Greek PM faces showdown talks with Merkel, Sarkozy
By Dina Kyriakidou and Lefteris Papadimas
French President Nicolas Sarkozy and Germany's Angela Merkel summoned George Papandreou for crisis talks in Cannes, before a G20 summit of major world economies, to push for rapid implementation of measures to tackle the euro zone debt crisis, which Athens has thrown into doubt.
"This announcement took the whole of Europe by surprise," Sarkozy said on the steps of the Elysee Palace in Paris. "The plan ... is the only way to solve Greece's debt problem."
Papandreou's gamble guarantees weeks of uncertainty just as the 17-nation European currency area is desperate for a period of calm to implement the remedies agreed last week to corral its sovereign debt crisis.
Some of Papandreou's party called for him to quit, accusing him of endangering Greek euro membership with his shock decision to call a popular vote, a move that pummeled the euro and global stocks.
But the cabinet support at least gives him a stay of execution before a confidence vote in parliament on Friday.
"The referendum will be a clear mandate and a clear message inside and outside Greece on our European course and participation in the euro," Papandreou told a cabinet meeting that lasted seven hours.
"No one will be able to doubt Greece's course within the euro."

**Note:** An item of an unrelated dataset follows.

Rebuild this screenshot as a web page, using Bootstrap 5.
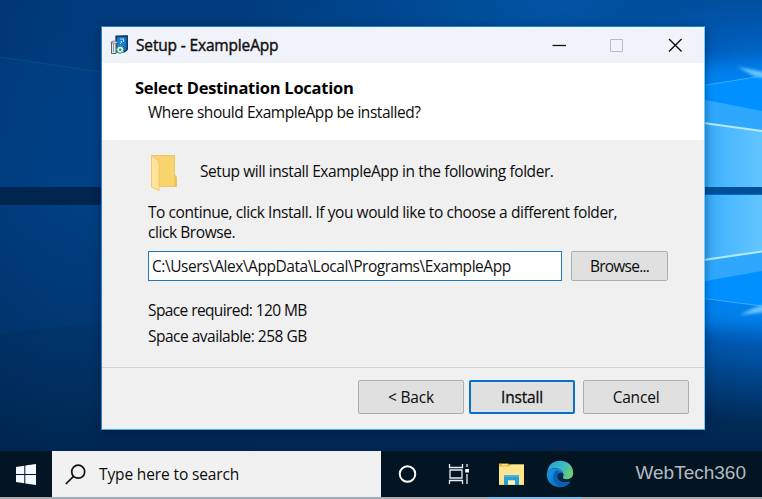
<!DOCTYPE html>
<html lang="en">
<head>
<meta charset="utf-8">
<meta name="viewport" content="width=device-width, initial-scale=1">
<title>Setup - ExampleApp</title>
<link href="https://cdn.jsdelivr.net/npm/bootstrap@5.3.0/dist/css/bootstrap.min.css" rel="stylesheet">
<style>
body{font-family:"Open Sans","Noto Sans",sans-serif;font-size:15.5px;line-height:20px;color:#0c0c0c}
.desktop{width:762px;height:499px;background:#003069}
.wallpaper{z-index:0}
.stage{height:451px;padding:26px 0 0 101px;z-index:1}
.setup-window{width:604px;height:404px;background:#f0f0f0;border:1px solid #1a86d0;border-right-color:#6fd0ff;border-bottom-color:#3fb0f0;box-shadow:0 2px 8px rgba(0,10,40,.45)}
.title-bar{height:36px;background:#f0f4fa;padding-left:8px}
.title-text{font-size:15.5px;letter-spacing:-.16px;-webkit-text-stroke:.4px #111;margin:0 0 0 8px}
.win-controls{margin-right:21px;gap:42px}
.heading-area{height:77px;padding:15px 0 0 33px}
.heading-title{font-weight:700;font-size:16.5px;letter-spacing:-.26px;line-height:20px;color:#000}
.heading-sub{padding-left:13px;line-height:20px;margin-top:4px;letter-spacing:-.45px}
.setup-body{height:227px;padding:13px 36px 0 46px;letter-spacing:-.43px}
.folder-row{height:38px;gap:23px}
.folder-row .fit{margin-top:-2px}
.explain{margin-top:11px}
.path-row{margin-top:9px;gap:9px}
.path-input{width:414px;height:30px;border:1px solid #2079b8;background:#fff;padding:0 3px 1px;border-radius:0;color:#111;font:inherit;letter-spacing:-.46px}
.path-input:focus{outline:0}
.wbtn{--bs-btn-padding-x:0;--bs-btn-padding-y:0;--bs-btn-font-size:15.5px;--bs-btn-line-height:20px;--bs-btn-color:#0c0c0c;--bs-btn-bg:#e0e0e0;--bs-btn-border-color:#adadad;--bs-btn-border-radius:2px}
.browse{width:97px;height:30px;letter-spacing:-.75px}
.space-info{margin-top:16px;line-height:26px;letter-spacing:-.6px}
.space-info .available{letter-spacing:-.5px}
.setup-foot{border-top:1px solid #d4d4d4;padding:12px 15px 0 0;gap:5px}
.fbtn{width:106px;height:34px;letter-spacing:-.2px}
.fbtn.install{--bs-btn-border-color:#0a6fc8;--bs-btn-border-width:2px;-webkit-text-stroke:.3px #111;margin-right:3px}
.taskbar{height:48px;background:#031422;border-bottom:2px solid #a6adb2;z-index:1}
.start{width:52px}
.search-box{width:329px;background:#f1f1f1;padding-left:13px;gap:13px;letter-spacing:-.13px}
.task-icons{padding-left:17px;height:46px}
.explorer{margin-left:19px}
.edge-icon{margin-left:21px}
.watermark{font-family:"Liberation Sans",Arial,sans-serif;font-size:19px;color:#b4bac0;margin-left:auto;margin-right:16px;margin-top:-2px}
.open-app{z-index:2;height:2px;width:94px;left:488px;bottom:0;background:#79bbeb}
.fit{white-space:nowrap}
</style>
<script src="https://cdn.jsdelivr.net/npm/bootstrap@5.3.0/dist/js/bootstrap.bundle.min.js"></script>
</head>
<body class="overflow-hidden">
<div class="desktop position-relative overflow-hidden">
  <svg class="wallpaper position-absolute top-0 start-0" width="762" height="451" viewBox="0 0 762 451" aria-hidden="true">
    <defs>
      <linearGradient id="base" x1="0" y1="0" x2="0" y2="1"><stop offset="0" stop-color="#003b7b"/><stop offset=".4" stop-color="#003f80"/><stop offset=".75" stop-color="#003468"/><stop offset="1" stop-color="#00264f"/></linearGradient>
      <linearGradient id="edge" x1="0" x2="1"><stop offset="0" stop-color="#001c48" stop-opacity=".15"/><stop offset="1" stop-color="#00408a" stop-opacity="0"/></linearGradient>
      <radialGradient id="glow" gradientUnits="userSpaceOnUse" cx="770" cy="190" r="235"><stop offset="0" stop-color="#1ba3ff"/><stop offset=".42" stop-color="#0080f0"/><stop offset=".65" stop-color="#005fbe" stop-opacity=".9"/><stop offset="1" stop-color="#0052a4" stop-opacity="0"/></radialGradient>
      <radialGradient id="top" gradientUnits="userSpaceOnUse" cx="560" cy="0" r="330" gradientTransform="matrix(1 0 0 .45 0 0)"><stop offset="0" stop-color="#0055a5"/><stop offset="1" stop-color="#0054a6" stop-opacity="0"/></radialGradient>
      <linearGradient id="pane" gradientUnits="userSpaceOnUse" x1="704" x2="762" y1="0" y2="0"><stop offset="0" stop-color="#35a8f5"/><stop offset=".4" stop-color="#4cb9ff"/><stop offset="1" stop-color="#62c5ff"/></linearGradient>
      <filter id="soft"><feGaussianBlur stdDeviation="8"/></filter>
      <filter id="haze" x="-30%" y="-50%" width="160%" height="200%"><feGaussianBlur stdDeviation="1.500"/></filter>
      <filter id="thin" x="-5%" width="110%"><feGaussianBlur stdDeviation=".5"/></filter>
    </defs>
    <rect width="762" height="451" fill="url(#base)"/>
    <rect width="110" height="451" fill="url(#edge)"/>
    <path d="M0 57L101 72V187H0Z" fill="#00489a" opacity=".22"/>
    <path d="M0 57L101 72" stroke="#0b5b9e" opacity=".5"/>
    <path d="M0 334L101 322V205H0Z" fill="#00489a" opacity=".16"/>
    <rect y="187" width="102" height="18" fill="#00254f"/>
    <rect width="762" height="160" fill="url(#top)"/>
    <rect x="500" width="262" height="451" fill="url(#glow)"/>
    <path d="M690 66L785 62V330L690 325Z" fill="#0087f5" opacity=".75" filter="url(#soft)"/>
    <path d="M700 86L762 76V112L700 100Z" fill="#0090ff"/>
    <path d="M700 281L762 271V307L700 297Z" fill="#0090ff"/>
    <path d="M700 99L762 111V187H700Z" fill="#2ea7fc"/>
    <path d="M700 195H762V271L700 282Z" fill="#2ea7fc"/>
    <path d="M700 123L762 131V187H700Z" fill="url(#pane)"/>
    <path d="M700 195H762V251L700 260Z" fill="url(#pane)"/>
    <path d="M700 122.500L762 131M700 260.500L762 251.500" stroke="#b5e9ff" stroke-width="2" filter="url(#thin)"/>
    <path d="M700 86L762 76M700 298L762 306" stroke="#38aaff" filter="url(#thin)"/>
    <path d="M738 67L764 72V78L754 76ZM740 315L764 312V305L754 308Z" fill="#6cc6ff" filter="url(#haze)"/>
    <rect x="700" y="187" width="62" height="7.500" fill="#004f98"/>
  </svg>

  <main class="stage position-relative">
    <section class="setup-window d-flex flex-column">
      <header class="title-bar d-flex align-items-center">
        <svg width="18" height="20" viewBox="0 0 18 20" aria-hidden="true">
          <path d="M6 1.200L17.300 .8V14.500L14.500 17H6Z" fill="#1668b4" stroke="#0b2b50" stroke-width="1.200"/>
          <path d="M7.500 2.500H15.500V11H7.500Z" fill="#187fce"/><path d="M10 4H13.500V7M10.500 6.500H12M10 9L12 7" fill="none" stroke="#aee1ff"/>
          <path d="M1.500 7.500H6V18.500H1.500Z" fill="#dde6ed" stroke="#56616c"/><path d="M.7 7.500L3 6L7.500 6.500L6.500 8.500Z" fill="#fff" stroke="#56616c" stroke-width=".8"/><path d="M3.500 9V17" stroke="#8c98a2"/>
          <circle cx="10.200" cy="14.700" r="3.600" fill="#d9f0e7" stroke="#278b84"/><circle cx="10.200" cy="14.700" r="1.300" fill="#2b9c4d"/>
        </svg>
        <span class="title-text fit">Setup - ExampleApp</span>
        <div class="win-controls d-flex align-items-center ms-auto">
          <svg width="16" height="16" viewBox="0 0 16 16"><path d="M1.500 8.500H15" stroke="#111" stroke-width="1.300"/></svg>
          <svg width="16" height="16" viewBox="0 0 16 16"><path d="M1.500 2.500H13.500V14.500H1.500Z" fill="none" stroke="#b9bdc2"/></svg>
          <svg width="16" height="16" viewBox="0 0 16 16"><path d="M2 2L14.600 14.600M14.600 2L2 14.600" stroke="#111" stroke-width="1.400"/></svg>
        </div>
      </header>
      <div class="heading-area bg-white">
        <div class="heading-title"><span class="fit">Select Destination Location</span></div>
        <div class="heading-sub"><span class="fit">Where should ExampleApp be installed?</span></div>
      </div>
      <div class="setup-body">
        <div class="folder-row d-flex align-items-center">
          <svg width="29" height="38" viewBox="0 0 29 38" aria-hidden="true">
            <path d="M4 2.500H26.500V21.500L28.500 24V33.500H9Z" fill="#f9d36e" stroke="#ecc052" stroke-width=".8"/>
            <path d="M3.500 2.500L9.500 7Q11 8.500 11 11V37.800L3.500 34Z" fill="#ffe39a" stroke="#eac35c" stroke-width=".8"/>
            <path d="M26.300 22V33.500H28.500V24.500Z" fill="#f0c050"/>
          </svg>
          <span class="fit">Setup will install ExampleApp in the following folder.</span>
        </div>
        <div class="explain"><span class="fit">To continue, click Install. If you would like to choose a different folder,</span><br><span class="fit">click Browse.</span></div>
        <div class="path-row d-flex">
          <input class="path-input" type="text" value="C:\Users\Alex\AppData\Local\Programs\ExampleApp" aria-label="Destination folder">
          <button class="btn wbtn browse" type="button">Browse...</button>
        </div>
        <div class="space-info"><span class="fit">Space required: 120 MB</span><br><span class="fit available">Space available: 258 GB</span></div>
      </div>
      <footer class="setup-foot d-flex justify-content-end flex-grow-1 align-items-start">
        <button class="btn wbtn fbtn" type="button">&lt; Back</button>
        <button class="btn wbtn fbtn install" type="button">Install</button>
        <button class="btn wbtn fbtn" type="button">Cancel</button>
      </footer>
    </section>
  </main>

  <nav class="taskbar position-relative d-flex">
    <div class="start d-flex align-items-center justify-content-center">
      <svg width="20" height="21" viewBox="0 0 20 21"><path d="M0 3L8.300 1.800V10H0ZM9.300 1.600L20 0V10H9.300ZM0 11H8.300V19.200L0 18ZM9.300 11H20V21L9.300 19.400Z" fill="#f3f8fc"/></svg>
    </div>
    <div class="search-box d-flex align-items-center">
      <svg width="21" height="21" viewBox="0 0 21 21" fill="none" stroke="#111" stroke-width="1.700"><circle cx="13.200" cy="7.700" r="6.500"/><path d="M8.500 12.300L.8 20"/></svg>
      <span class="fit">Type here to search</span>
    </div>
    <div class="task-icons d-flex align-items-center">
      <svg width="20" height="20" viewBox="0 0 20 20"><circle cx="9.500" cy="10" r="7.800" fill="none" stroke="#fff" stroke-width="1.900"/></svg>
      <svg class="ms-4" width="36" height="22" viewBox="0 0 36 22"><g fill="none" stroke="#e8edf1" stroke-width="1.300"><path d="M7.500 1V4.500H20.500V1M7.500 21V17.500H20.500V21M8 7H20V15H8ZM25 1V4M25 11V21"/></g><path d="M23.200 6H27V9.500H23.200Z" fill="#fff"/></svg>
      <svg class="explorer" width="28" height="24" viewBox="0 0 28 24"><path d="M2 1.500H11L13 2.500H27V23H2Z" fill="#f0b53d"/><path d="M2 4.500H12L14 2.500H27V22.500H2Z" fill="#ffe58e"/><path d="M5 2.800H10" stroke="#fff0ae" stroke-width="1.200"/><path d="M7 13H22V23H18V18.500H11V23H7Z" fill="#299fd2"/><path d="M7 13H22V15H7Z" fill="#47b5df"/><path d="M11 18.500H18V22.500H11Z" fill="#fff0b8"/></svg>
      <svg class="edge-icon" width="28" height="28" viewBox="0 0 28 28">
        <defs><linearGradient id="eg" x1="0" x2="1" y1=".2" y2=".6"><stop stop-color="#279fd8"/><stop offset=".55" stop-color="#3dbbc9"/><stop offset="1" stop-color="#70ce6c"/></linearGradient><linearGradient id="eb" x1="0" y1="0" x2="1" y2="1"><stop stop-color="#1895df"/><stop offset="1" stop-color="#0b6bc0"/></linearGradient></defs>
        <path d="M1 13C2 5 7 .8 14 .8C22 .8 27.200 6 27.200 13C27.200 18 23 20 18.500 19C16 18.300 17.500 16.500 17.300 14.500C17 10 11 7 6 8.500C3.500 9.300 2 11 1 13Z" fill="url(#eg)"/>
        <path d="M.8 13.500C2 9.500 6 7.500 10.500 8.300C14.500 9 17.500 11.500 17.300 14.300C16 12 12.500 12.500 11.500 15.500C10.500 20 16 24 24 21.500C20 27 15 28 11 26.800C4 25 .3 20 .8 13.500Z" fill="url(#eb)"/>
        <path d="M9.500 11C5 15 7 24 14 27C19 27.500 22.500 25 24.700 21.700C16 24.500 10.500 20 11.500 15.500C12 13.500 13.500 12.500 14.500 12.500C13 10.500 11 10 9.500 11Z" fill="#0b60b0"/>
        <path d="M17.200 13.500C15 11.700 12 13 11.500 15.800C11.200 19 15 22.500 21 21.800C23 21.500 24.500 20.500 25.300 19.200C22 20.300 19 19.800 17 18.800C16 18 18 16.500 17.200 13.500Z" fill="#062a4c"/>
      </svg>
    </div>
    <span class="watermark fit align-self-center">WebTech360</span>
  </nav>
  <div class="open-app position-absolute"></div>
</div>
</body>
</html>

Even if he wins the confidence vote, the euro zone faces weeks of uncertainty in which markets can create havoc. Lose and Greece faces disorder which would hammer Europe's banks and threaten the much larger economies of Italy and Spain, which the currency bloc may not have the resources to bail out.
As a result, the Greek premier's move has aroused anger and surprise in equal measure around the world.
"That's enough now: Greeks out!" Kronen Zeitung, Austria's biggest-selling paper, said on its front page.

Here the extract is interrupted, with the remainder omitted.